» Set problem: Find the lines holding the string "full" in the data, then copy all of them.

____ Material

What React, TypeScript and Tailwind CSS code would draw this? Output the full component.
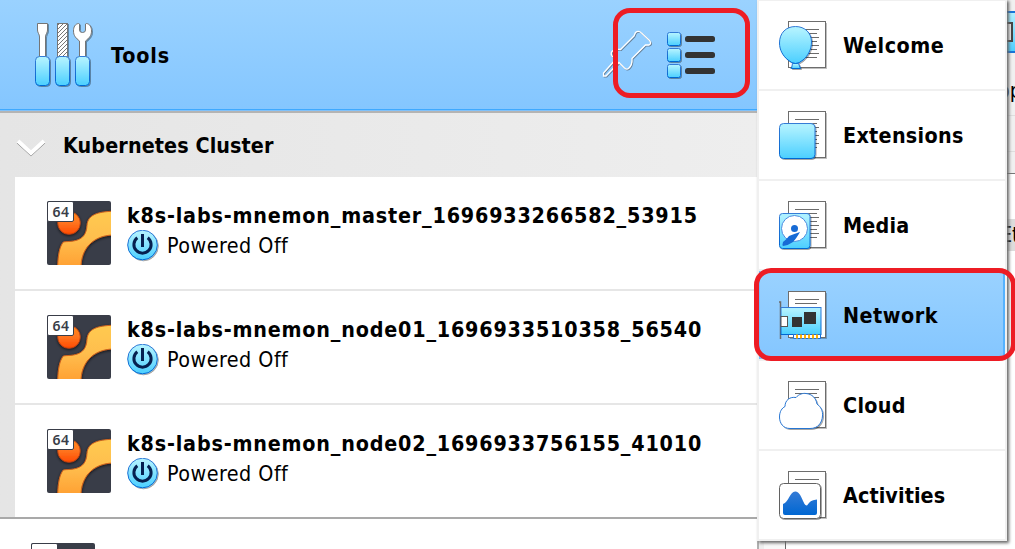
import type { ReactNode } from "react";

const BOLD = "font-['DejaVu_Sans_Condensed','DejaVu_Sans',sans-serif] font-bold [font-stretch:condensed] whitespace-nowrap text-[21.33px] leading-[32px] text-black";
const REGULAR = "font-['DejaVu_Sans_Condensed','DejaVu_Sans',sans-serif] [font-stretch:condensed] whitespace-nowrap text-[21.33px] leading-[32px] text-black";

function Defs() {
  return (
    <svg className="absolute h-0 w-0" aria-hidden="true">
      <defs>
        <linearGradient id="cyan" x1="0" y1="0" x2="0" y2="1">
          <stop offset="0.1" stopColor="#aef1ff" />
          <stop offset="1" stopColor="#4bcfff" />
        </linearGradient>
        <linearGradient id="edge" x1="0" y1="0" x2="0" y2="1">
          <stop offset="0" stopColor="#357bd6" />
          <stop offset="1" stopColor="#0067d2" />
        </linearGradient>
        <linearGradient id="gold" x1="0" y1="0" x2="0" y2="1">
          <stop offset="0" stopColor="#ffca50" />
          <stop offset="0.5" stopColor="#ffbe4e" />
          <stop offset="1" stopColor="#ffa032" />
        </linearGradient>
        <linearGradient id="ball" x1="0" y1="0" x2="0" y2="1">
          <stop offset="0" stopColor="#ff8a1e" />
          <stop offset="0.5" stopColor="#ff7420" />
          <stop offset="1" stopColor="#ff4a00" />
        </linearGradient>
        <pattern id="hatch" width="4" height="4" patternUnits="userSpaceOnUse">
          <path d="M-1 5 5 -1M-1 1 1 -1M3 5 5 3" stroke="#666" strokeWidth="0.9" />
        </pattern>
        <filter id="soft" x="-20%" y="-20%" width="150%" height="150%">
          <feDropShadow dx="1" dy="1" stdDeviation="0.6" floodColor="#000" floodOpacity="0.35" />
        </filter>
        <filter id="deep" x="-20%" y="-20%" width="150%" height="150%">
          <feDropShadow dx="0" dy="1" stdDeviation="1.5" floodColor="#000" floodOpacity="0.7" />
        </filter>
        <clipPath id="tile">
          <rect width="64" height="64" rx="2" />
        </clipPath>
      </defs>
    </svg>
  );
}

function ToolsIcon() {
  return (
    <svg width="62" height="68" viewBox="0 0 62 68" fill="none" className="shrink-0">
      <g filter="url(#soft)" stroke="#747474">
        <path d="M4.500 1.500H14.500V8C14.500 11 12.500 12 12.500 15V35H6.500V15C6.500 12 4.500 11 4.500 8Z" fill="#fff" />
        <path d="M24.500 1.500H34.500V35H24.500Z" fill="#fff" />
        <path d="M24.500 1.500H34.500V35H24.500Z" fill="url(#hatch)" />
        <path d="M45.500 1.500C42 2 40.500 5 40.500 9C40.500 14 43 16 46.500 19V35H52.500V19C56 16 58.500 14 58.500 9C58.500 5 57 2 53.500 1.500L52.500 2V8Q52.500 10.500 49.500 10.500Q46.500 10.500 46.500 8V2Z" fill="#fff" />
      </g>
      <g filter="url(#soft)" fill="url(#cyan)" stroke="url(#edge)">
        <rect x="2.500" y="34.500" width="14" height="29" rx="4" />
        <rect x="22.500" y="34.500" width="14" height="29" rx="4" />
        <rect x="42.500" y="34.500" width="14" height="29" rx="4" />
      </g>
    </svg>
  );
}

const PIN = "M43.500 12.500Q46.500 10 49.500 13L57.500 20.500Q60 23.500 57 25H53.500L40 38.500Q40.500 45 36.500 48.500Q34.500 50 32.500 48L27 42.500L14 56H11.500V53L24 39L20 36Q18 33 21 30.500Q24 29 28.500 29.500L42 16Z";

function PinIcon() {
  return (
    <svg width="60" height="66" viewBox="0 0 60 66" fill="none" className="shrink-0">
      <path d={PIN} transform="translate(.8 .8)" stroke="#667f97" strokeWidth="1.2" />
      <path d={PIN} stroke="#fff" strokeWidth="1.3" />
    </svg>
  );
}

function ListIcon() {
  return (
    <svg width="52" height="50" viewBox="0 0 52 50" className="shrink-0">
      {[2, 18, 34].map((y) => (
        <g key={y}>
          <rect x="2.500" y={y + 0.5} width="13" height="13" rx="2" fill="url(#cyan)" stroke="url(#edge)" filter="url(#soft)" />
          <rect x="20" y={y + 4} width="30" height="6" rx="2.500" fill="#333" />
        </g>
      ))}
    </svg>
  );
}

function VmIcon() {
  return (
    <svg width="64" height="64" viewBox="0 0 64 64" className="shrink-0">
      <rect width="64" height="64" rx="2" fill="#393d48" />
      <g clipPath="url(#tile)">
        <circle cx="22" cy="22" r="11.300" fill="url(#ball)" stroke="#b63c12" strokeWidth=".8" filter="url(#deep)" />
        <path d="M66 10.300C58 10.500 52 11.500 48 13.300C43 15.500 40.500 19 40 24.300C39.500 33 36 38.500 26.500 40C22.500 40.800 20 40.300 16.300 41C12.500 46 11 54 10.700 66H34C34 49 45 34.500 66 34Z" fill="url(#gold)" stroke="#d0621b" strokeWidth="1" filter="url(#deep)" />
      </g>
      <rect x=".5" y=".5" width="26" height="20" rx="1.500" fill="#fff" stroke="#393d48" />
      <text x="14" y="16" textAnchor="middle" fontFamily="Noto Sans, sans-serif" fontWeight="600" fontSize="14" letterSpacing=".5" fill="#393d48">64</text>
    </svg>
  );
}

function PowerIcon() {
  return (
    <svg width="33" height="33" viewBox="0 0 33 33" fill="none" className="shrink-0">
      <circle cx="15.500" cy="15" r="14.800" fill="url(#cyan)" stroke="url(#edge)" filter="url(#soft)" />
      <path d="M10.300 7.700A8.600 8.600 0 1 0 20.700 7.700" stroke="#062050" strokeWidth="3" />
      <path d="M15.500 4V17" stroke="#062050" strokeWidth="3" />
    </svg>
  );
}

function DocIcon({ children, lines = 8 }: { children: ReactNode; lines?: number }) {
  return (
    <svg width="50" height="50" viewBox="0 0 50 50" fill="none" className="shrink-0">
      <path d="M12 48.500H48.500V3" stroke="#000" strokeOpacity=".25" />
      <rect x="10.500" y="1.500" width="37" height="46" fill="#fff" stroke="#6d6d6d" />
      {[0, 1, 2, 3, 4, 5, 6, 7].slice(0, lines).map((i) => (
        <path key={i} d={`M17 ${9.5 + 4 * i}H${i % 2 ? 39 : 41}`} stroke="#6b6b6b" />
      ))}
      {children}
    </svg>
  );
}

const balloon = (
  <DocIcon>
    <g fill="url(#cyan)" stroke="url(#edge)" filter="url(#soft)">
      <path d="M14.500 43.500H20.500L22.500 48.500H13.500Z" />
      <path d="M1.500 23C1.500 13 8 6.500 17.500 6.500S33.500 13 33.500 22C33.500 29 30 36 25 40Q21 43.500 17.500 43.500Q14 43.500 10 40C5 36 1.500 30 1.500 23Z" />
    </g>
  </DocIcon>
);
const extension = (
  <DocIcon>
    <rect x="1.500" y="13.500" width="35.500" height="35" rx="4" fill="url(#cyan)" stroke="url(#edge)" filter="url(#soft)" />
  </DocIcon>
);
const media = (
  <DocIcon>
    <rect x="1.500" y="13.500" width="30.500" height="35" rx="3" fill="url(#cyan)" stroke="url(#edge)" filter="url(#soft)" />
    <circle cx="16.500" cy="28.500" r="13" fill="#fff" stroke="#4a8ce0" />
    <circle cx="16.500" cy="28.500" r="3.500" fill="#176bd5" />
    <path d="M22 32Q18 39 15 42Q11 45 5 46Q4 45 5 42Q9 39 11 36Q16 34 22 32Z" fill="#176bd5" />
  </DocIcon>
);
const network = (
  <DocIcon lines={2}>
    <path d="M1 12H2.500V49" stroke="#6b6b6b" strokeWidth="1.500" />
    <rect x="3" y="17.500" width="40" height="27" fill="url(#cyan)" stroke="url(#edge)" />
    <rect x="3" y="26.500" width="6.500" height="10" fill="#fff" stroke="#555" />
    <rect x="14" y="27" width="10" height="10" fill="#333" />
    <rect x="26" y="22" width="12" height="12" fill="#333" />
    <path d="M15.500 44.500H42.500V48.500H15.500Z" fill="#fff" stroke="#1a70d6" />
    <path d="M18 46.500H42" stroke="#ffb200" strokeWidth="4" strokeDasharray="2 2" />
  </DocIcon>
);
const cloud = (
  <DocIcon lines={3}>
    <path d="M12 48.500C5 48.500 1.500 43 1.500 37C1.500 31.500 4 28 7 26.500C7 20 12 16.500 18 17.500C21 14 25 13 28 13.500C34 14 38 18 39 24C43 27 45 31 44.500 36C44 43 40 48.500 32 48.500Z" fill="#fff" stroke="#2876d3" filter="url(#soft)" />
  </DocIcon>
);
const activities = (
  <DocIcon lines={1}>
    <rect x="1.500" y="13.500" width="41" height="35" rx="4" fill="#fff" stroke="#626262" filter="url(#soft)" />
    <path d="M5 34C11 32 12 21 17.500 21.500C24 22 25 36 29 35.500C33 30 35 30 39 29.500V43Q39 45 37 45H7Q5 45 5 43Z" fill="url(#edge)" />
  </DocIcon>
);

const menu: { label: string; icon: ReactNode; cls: string }[] = [
  { label: "Welcome", icon: balloon, cls: "tracking-[0.55px]" },
  { label: "Extensions", icon: extension, cls: "tracking-[0.3px]" },
  { label: "Media", icon: media, cls: "tracking-[0.2px]" },
  { label: "Network", icon: network, cls: "tracking-[0.5px]" },
  { label: "Cloud", icon: cloud, cls: "tracking-[0.3px]" },
  { label: "Activities", icon: activities, cls: "tracking-[0.1px]" },
];

const machines = [
  "k8s-labs-mnemon_master_1696933266582_53915",
  "k8s-labs-mnemon_node01_1696933510358_56540",
  "k8s-labs-mnemon_node02_1696933756155_41010",
];

function MachineRow({ name, last }: { name: string; last: boolean }) {
  return (
    <div className={`flex h-[114px] bg-white pl-8 pt-6 ${last ? "" : "border-b-2 border-[#e6e6e6]"}`}>
      <VmIcon />
      <div className="ml-4 -mt-px">
        <div className={`${BOLD} h-[30px] tracking-[0.81px]`}>{name}</div>
        <div className="flex h-[30px]">
          <PowerIcon />
          <span className={`${REGULAR} ml-[7px] tracking-[0.47px]`}>Powered Off</span>
        </div>
      </div>
    </div>
  );
}

function Sidebar() {
  return (
    <main className="flex w-[757px] shrink-0 flex-col">
      <header className="flex h-[113px] items-start border-b-2 border-[#b4b4b4] bg-linear-to-b from-[#9ad2ff] to-[#84c6ff] shadow-[inset_0_-1px_0_#7fc1fa,inset_0_-2px_0_#3fa9ff]">
        <div className="pl-[33px] pt-[22px]"><ToolsIcon /></div>
        <div className={`${BOLD} ml-4 mt-10 flex-1 tracking-[0.9px]`}>Tools</div>
        <div className="mt-5"><PinIcon /></div>
        <div className="ml-[13px] mr-10 mt-[30px]"><ListIcon /></div>
      </header>
      <section className="h-[404px] bg-linear-to-r from-[#e5e5e5] to-[#eeeeee]">
        <div className="flex h-16 pl-4 pt-[17px]">
          <svg width="30" height="36" viewBox="0 0 30 36" fill="none">
            <path d="M2 11 15 23 28 11" transform="translate(0 1)" stroke="#707070" strokeWidth="3.400" />
            <path d="M2 11 15 23 28 11" stroke="#fff" strokeWidth="4" />
          </svg>
          <h2 className={`${BOLD} ml-[17px] tracking-[0.1px]`}>Kubernetes Cluster</h2>
        </div>
        <div className="ml-[15px]">
          {machines.map((name, i) => <MachineRow key={name} name={name} last={i === 2} />)}
        </div>
      </section>
      <div className="flex h-8 items-start overflow-hidden border-t-2 border-[#a9a9a9] bg-white pl-[31px] pt-6">
        <VmIcon />
        <span className={`${BOLD} ml-4 -mt-px`}>k</span>
      </div>
    </main>
  );
}

function Details() {
  return (
    <aside className="flex flex-1 flex-col overflow-hidden bg-white">
      <div className="flex h-[174px] flex-col items-end border-b border-[#777] bg-[#f0f0f0]">
        <div className="mt-[11px] flex h-[42px] w-4 items-center border-y-2 border-[#1774d8] bg-linear-to-b from-[#aeefff] to-[#4bcfff]">
          <div className="h-5 w-[14px] border-2 border-[#444] bg-[#eee]" />
        </div>
        <div className={`${REGULAR} mt-[22px] h-8 w-[17px] overflow-hidden`}>op</div>
        <div className="mt-2 h-[37px] w-full border-y border-[#dedede]" />
      </div>
      <div className={`${REGULAR} mt-[45px] h-8 w-[15px] self-end overflow-hidden bg-[#dcdcdc]`}>Et</div>
      <div className="mt-auto flex h-[32px]">
        <div className="w-[2px] bg-[#b0b0b0]" />
        <div className="w-[5px] bg-[#eee]" />
        <div className="w-[22px] border-r border-[#666] bg-[#f8f8f8]" />
      </div>
    </aside>
  );
}

export default function App() {
  return (
    <div className="relative flex h-[549px] w-[1015px] overflow-hidden bg-white">
      <Defs />
      <Sidebar />
      <Details />
      <nav className="absolute left-[757px] top-[-1px] z-20 w-[250px] border-2 border-[#f0f0f0] bg-white shadow-[2px_2px_3px_#666]">
        {menu.map(({ label, icon, cls }, i) => (
          <div key={label} className={`flex pl-[19px] pt-[19px] ${i < 5 ? "h-[90px] border-b-2 border-[#f0f0f0]" : "h-[88px]"} ${i === 3 ? "bg-linear-to-b from-[#9ad2ff] to-[#84c6ff] shadow-[inset_1px_0_#75bfff,inset_-2px_0_#55b2ff]" : ""}`}>
            {icon}
            <span className={`${BOLD} ${cls} ml-[15px] mt-[10px]`}>{label}</span>
          </div>
        ))}
      </nav>
      <div className="absolute left-[613px] top-2 z-30 h-[90px] w-[137px] rounded-[17px] border-[5px] border-[#ed1c24]" />
      <div className="absolute left-[754px] top-[268px] z-30 h-[93px] w-[262px] rounded-[17px] border-[5px] border-[#ed1c24]" />
    </div>
  );
}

________

» Task output:
What React, TypeScript and Tailwind CSS code would draw this? Output the full component.
        <div className="mt-2 h-[37px] w-full border-y border-[#dedede]" />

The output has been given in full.